The semiotics of the labels support the name, with graphics that are delicate and considered. It’s a daring, restrained approach, but the design aesthetic was developed with a softness that complements the brand premise and name. Overall, the brand celebrates the wine range’s pioneering, eco-aware spirit and communicates that the wines are better for the planet and the consumer. An eco-stamp on the back of a traditionally presented label is never going to communicate that messaging in as powerful and engaging a way.
It’s a mistake to think of branding – whether celebrity or not – as somehow reductive. Heemskerk Wines’ Georg Jensen Hallmark Cuvée, for example, is a super-premium, contemporary brand for which style and design is an integral part of the wine experience. The brand captures the integrity, purity and elegance of Tasmania’s cool climate.
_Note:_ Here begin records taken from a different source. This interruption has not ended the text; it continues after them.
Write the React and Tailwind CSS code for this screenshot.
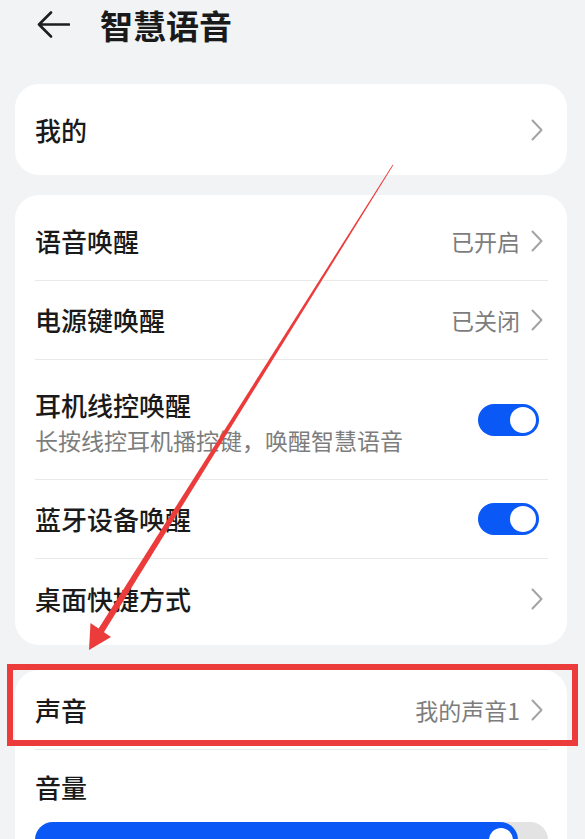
import React from 'react';

const Chevron = () => (
  <svg width="12" height="22" viewBox="0 0 12 22" fill="none" className="shrink-0">
    <path d="M1.5 1.5 L10.5 11 L1.5 20.5" stroke="#a3a3a3" strokeWidth="2" strokeLinecap="round" strokeLinejoin="round" />
  </svg>
);

const Toggle = () => (
  <div className="mr-[4px] flex h-[32px] w-[61px] shrink-0 items-center justify-end rounded-full bg-[#0a59f7] p-[3px]">
    <div className="h-[26px] w-[26px] rounded-full bg-white" />
  </div>
);

const Row = ({ title, value, last, children, tall }) => (
  <div className="pl-[20px] pr-[19px]">
    <div className={`flex items-center justify-between pr-[5px] ${last ? '' : 'border-b border-[#e9e9e9]'} ${tall ? '' : 'h-[79px]'}`}>
      {children || <span className="text-[26px] font-medium leading-[34px] text-[#1a1a1a]">{title}</span>}
      <div className="flex items-center gap-[11px]">
        {value}
      </div>
    </div>
  </div>
);

const Value = ({ text }) => (
  <>
    <span className="text-[23px] leading-[30px] text-[#7d7d7d]">{text}</span>
    <Chevron />
  </>
);

export default function App() {
  return (
    <div className="relative h-[839px] w-[585px] overflow-hidden bg-[#f1f3f5] font-['Noto_Sans_CJK_SC','Noto_Sans',sans-serif]">
      {/* header */}
      <div className="flex h-[50px] items-center pl-[37px]">
        <svg width="33" height="28" viewBox="0 0 33 28" fill="none">
          <path d="M14 1.5 L2 13.5 L14 25.5 M2 13.5 H32" stroke="#1e1e1e" strokeWidth="2.6" strokeLinecap="round" strokeLinejoin="round" />
        </svg>
        <h1 className="ml-[30px] text-[33px] font-bold leading-[40px] text-[#1a1a1a]">智慧语音</h1>
      </div>

      {/* 我的 */}
      <div className="ml-[15px] mt-[34px] flex h-[91px] w-[552px] items-center justify-between rounded-[24px] bg-white pl-[20px] pr-[24px]">
        <span className="text-[26px] font-medium leading-[34px] text-[#1a1a1a]">我的</span>
        <Chevron />
      </div>

      {/* wake-up options */}
      <div className="ml-[15px] mt-[20px] w-[552px] rounded-[24px] bg-white py-[7px]">
        <Row title="语音唤醒" value={<Value text="已开启" />} />
        <Row title="电源键唤醒" value={<Value text="已关闭" />} />
        <Row tall value={<Toggle />}>
          <div className="flex flex-col pb-[23px] pt-[28px]">
            <span className="text-[26px] font-medium leading-[34px] text-[#1a1a1a]">耳机线控唤醒</span>
            <span className="mt-[2px] text-[23px] leading-[32px] text-[#7d7d7d]">长按线控耳机播控键，唤醒智慧语音</span>
          </div>
        </Row>
        <Row title="蓝牙设备唤醒" value={<Toggle />} />
        <Row title="桌面快捷方式" value={<Chevron />} last />
      </div>

      {/* voice + volume */}
      <div className="ml-[15px] mt-[25px] w-[552px] rounded-t-[24px] bg-white pt-[1px]">
        <Row title="声音" value={<Value text="我的声音1" />} />
        <div className="pl-[20px] pr-[19px] pt-[20px]">
          <span className="text-[26px] font-medium leading-[34px] text-[#1a1a1a]">音量</span>
          <div className="mt-[18px] h-[36px] w-full rounded-full bg-[#e3e3e3]">
            <div className="relative h-full w-[483px] rounded-full bg-[#0a59f7]">
              <div className="absolute right-[5px] top-[6px] h-[24px] w-[24px] rounded-full bg-white" />
            </div>
          </div>
        </div>
      </div>

      {/* annotation: highlight box */}
      <div className="pointer-events-none absolute left-[7px] top-[664px] h-[82px] w-[571px] border-[6px] border-[#ec3b3b]" />

      {/* annotation: arrow */}
      <svg className="pointer-events-none absolute left-0 top-0" width="585" height="839" viewBox="0 0 585 839">
        <polygon points="393.4,165 392.6,164.7 98,629.4 103.6,632.8" fill="#ec3b3b" />
        <polygon points="89,650 90.5,623 111,637" fill="#ec3b3b" />
      </svg>
    </div>
  );
}
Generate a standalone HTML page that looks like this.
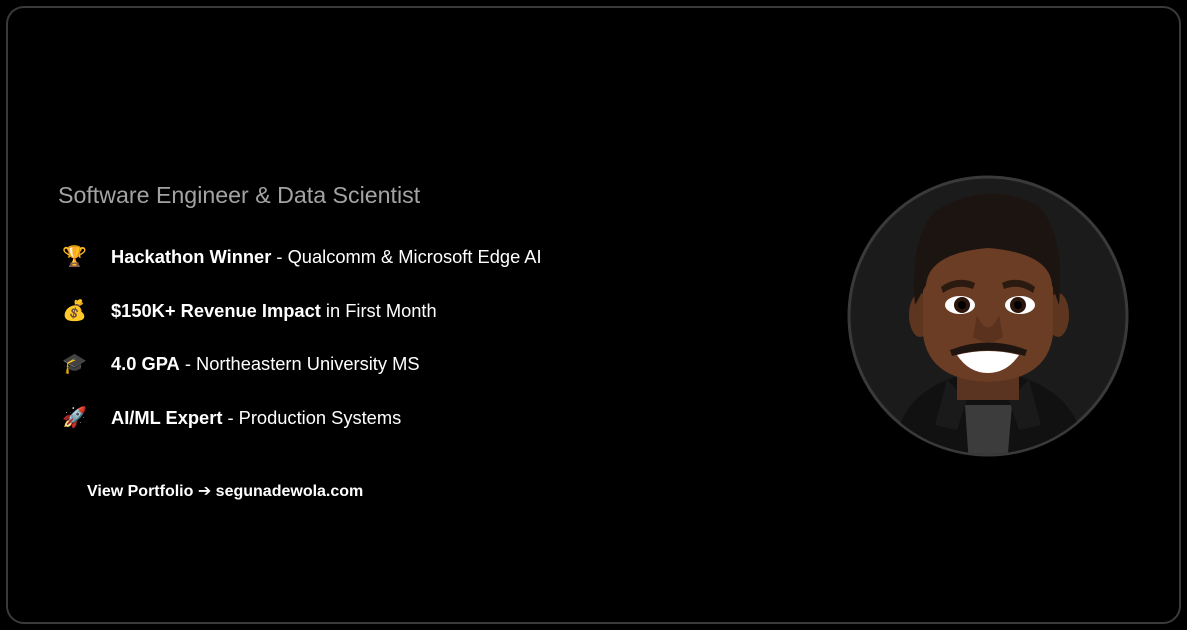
<!DOCTYPE html>
<html><head><meta charset="utf-8"><style>
html,body{margin:0;padding:0;background:#000;width:1187px;height:630px;overflow:hidden}
.frame{position:absolute;left:6px;top:6px;width:1171px;height:614px;border:2px solid #3a3a3a;border-radius:18px;box-sizing:content-box}
body{font-family:"Liberation Sans","DejaVu Sans",sans-serif;color:#fff}
.title{position:absolute;left:58px;top:182px;font-size:23.2px;color:#a3a3a3}
.item{position:absolute;left:62px;font-size:18.3px;height:24px;line-height:24px;white-space:nowrap}
.item .e{display:inline-block;width:49px;font-size:20px}
.item b{font-weight:bold}
.link{position:absolute;left:87px;top:481px;font-size:16px;font-weight:bold}
.av{position:absolute;left:847px;top:175px}
</style></head><body>
<div class="frame"></div>
<div class="title">Software Engineer &amp; Data Scientist</div>
<div class="item" style="top:245px"><span class="e">🏆</span><b>Hackathon Winner</b> - Qualcomm &amp; Microsoft Edge AI</div>
<div class="item" style="top:299px"><span class="e">💰</span><b>$150K+ Revenue Impact</b> in First Month</div>
<div class="item" style="top:352px"><span class="e">🎓</span><b>4.0 GPA</b> - Northeastern University MS</div>
<div class="item" style="top:406px"><span class="e">🚀</span><b>AI/ML Expert</b> - Production Systems</div>
<div class="link">View Portfolio ➔ segunadewola.com</div>
<svg class="av" width="282" height="282" viewBox="0 0 282 282">
<defs><clipPath id="c"><circle cx="141" cy="141" r="138"/></clipPath></defs>
<circle cx="141" cy="141" r="139" fill="#1b1b1b" stroke="#3a3a3a" stroke-width="3"/>
<g clip-path="url(#c)">
<path d="M50 260 Q60 215 115 200 L167 200 Q222 215 235 260 L235 290 L50 290Z" fill="#111"/>
<path d="M118 230 L165 230 L160 290 L122 290Z" fill="#3c3c3c"/>
<path d="M100 205 L120 225 L110 255 L88 250Z M182 205 L162 225 L172 255 L194 250Z" fill="#1a1a1a"/>
<rect x="110" y="175" width="62" height="50" fill="#5a3420"/>
<ellipse cx="73" cy="140" rx="11" ry="22" fill="#5e3620"/>
<ellipse cx="211" cy="140" rx="11" ry="22" fill="#5e3620"/>
<path d="M76 100 Q76 70 141 68 Q206 70 206 100 L206 160 Q200 205 141 207 Q82 205 76 160Z" fill="#6a3d24"/>
<path d="M68 130 Q62 60 90 35 Q140 5 190 30 Q218 55 212 130 L205 110 Q203 78 141 73 Q82 78 79 110Z" fill="#1c1410"/>
<path d="M94 112 Q110 100 128 108 L126 114 Q110 108 96 118Z M155 108 Q172 100 188 112 L186 118 Q172 108 157 114Z" fill="#2a1a10"/>
<ellipse cx="113" cy="130" rx="15" ry="9" fill="#fff"/>
<ellipse cx="173" cy="130" rx="15" ry="9" fill="#fff"/>
<circle cx="115" cy="130" r="8" fill="#2a160c"/><circle cx="171" cy="130" r="8" fill="#2a160c"/>
<circle cx="115" cy="130" r="4" fill="#000"/><circle cx="171" cy="130" r="4" fill="#000"/>
<path d="M130 140 Q141 165 152 140 L156 162 Q141 172 126 162Z" fill="#5a321d"/>
<path d="M103 175 Q141 160 180 175 L178 181 Q141 170 105 181Z" fill="#1e1410"/>
<path d="M110 180 Q141 172 172 180 Q160 198 141 198 Q122 198 110 180Z" fill="#fff"/>
</g>
</svg>
</body></html>
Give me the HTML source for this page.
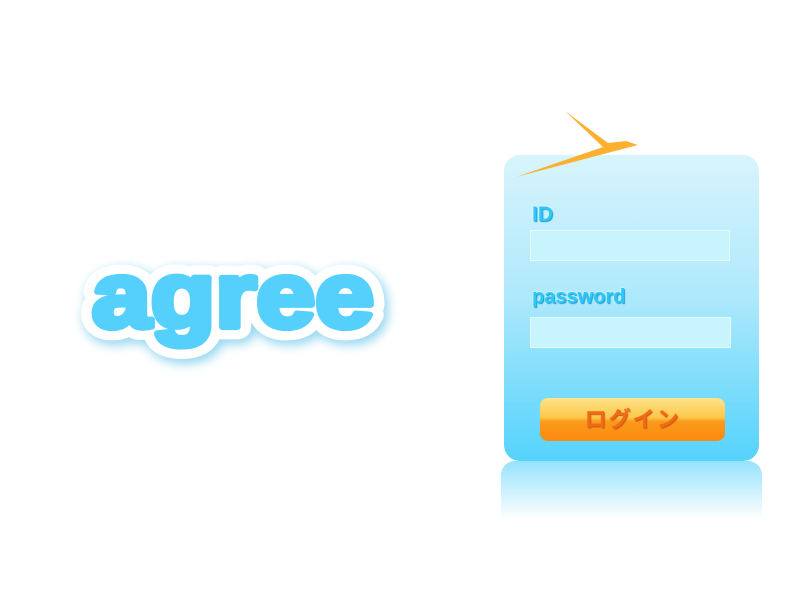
<!DOCTYPE html>
<html><head><meta charset="utf-8"><style>
body{margin:0;width:800px;height:600px;background:#fff;position:relative;overflow:hidden;font-family:"Liberation Sans","Noto Sans CJK JP",sans-serif}
.panel{position:absolute;left:504px;top:155px;width:255px;height:306px;border-radius:16px;background:linear-gradient(#d8f4fc,#b0e9fc 45%,#55d3fc)}
.refl{position:absolute;left:501px;top:461px;width:261px;height:58px;border-radius:14px 14px 0 0;background:linear-gradient(#95e2fc,rgba(255,255,255,0.95))}
.lbl{position:absolute;color:#2ec8f8;font-weight:bold;text-shadow:1px 1px 1px #1a9bd0,0 0 2px #fff}
.inp{position:absolute;background:#c8f4fd;border:1px solid #e6fbff;box-sizing:border-box}
.btn{position:absolute;left:540px;top:398px;width:185px;height:43px;border-radius:8px;background:linear-gradient(#fde48a,#fcc84a 45%,#fb9a1a 55%,#fb8a10);color:#f26a18;font-weight:bold;font-size:22px;text-align:center;line-height:43px;letter-spacing:2px;text-shadow:1px 1px 1px #c85a10}
</style></head><body>
<svg width="400" height="400" style="position:absolute;left:0;top:200px">
<defs><filter id="g" x="-20%" y="-40%" width="140%" height="180%"><feGaussianBlur stdDeviation="5"/></filter></defs>
<g transform="translate(0,127) scale(1,1.03)">
<text x="92" y="0" font-family="Liberation Sans" font-weight="bold" font-size="90" textLength="282" lengthAdjust="spacingAndGlyphs" stroke="#9ad8f0" stroke-width="26" stroke-linejoin="round" fill="#9ad8f0" filter="url(#g)" transform="translate(3,4)">agree</text>
<text x="92" y="0" font-family="Liberation Sans" font-weight="bold" font-size="90" textLength="282" lengthAdjust="spacingAndGlyphs" stroke="#fff" stroke-width="24" stroke-linejoin="round" fill="#fff">agree</text>
<text x="92" y="0" font-family="Liberation Sans" font-weight="bold" font-size="90" textLength="282" lengthAdjust="spacingAndGlyphs" fill="#55d0fc" stroke="#55d0fc" stroke-width="6" stroke-linejoin="round">agree</text>
</g>
</svg>
<div class="refl"></div>
<div class="panel"></div>
<svg width="160" height="90" style="position:absolute;left:505px;top:105px">
<path d="M11 72 L98 42 L60 6 L103 38 L121 36 L133 40 Z" fill="#fbb030"/>
</svg>
<div class="lbl" style="left:532px;top:203px;font-size:21px">ID</div>
<div class="inp" style="left:530px;top:230px;width:200px;height:31px"></div>
<div class="lbl" style="left:532px;top:286px;font-size:20px">password</div>
<div class="inp" style="left:530px;top:317px;width:201px;height:31px"></div>
<div class="btn">ログイン</div>
</body></html>
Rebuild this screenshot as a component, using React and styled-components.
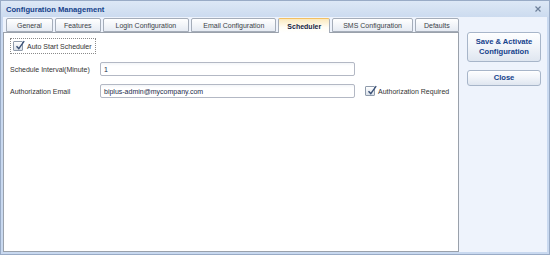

Or Penfolds’ Quantum, the last word in serious luxury and esteemed brand design.
It can go wrong, however. Cameron Diaz’s Avaline is branded as a ‘clean wine’ to counter all the ‘unnatural’ winemaking practices out there. It’s a hook for mainstream wine drinkers, but the issue is credibility. The term ‘clean’ is misleading and problematic and creates a sense of mistrust across the entire category.
The reality is that this brand still filtrates the wines using agents such as pea protein, bentonite clay or cream of tartar. It’s no ‘cleaner’ than any other organic wine out there, and less ‘clean’ than many natural wines.
Kylie makes no such claims. And if you’re looking for a joyful sparkling pink to bring some much-needed levity to your evenings as we start to enjoy the warmer weather and mixing with friends in a post-pandemic world, what could be better?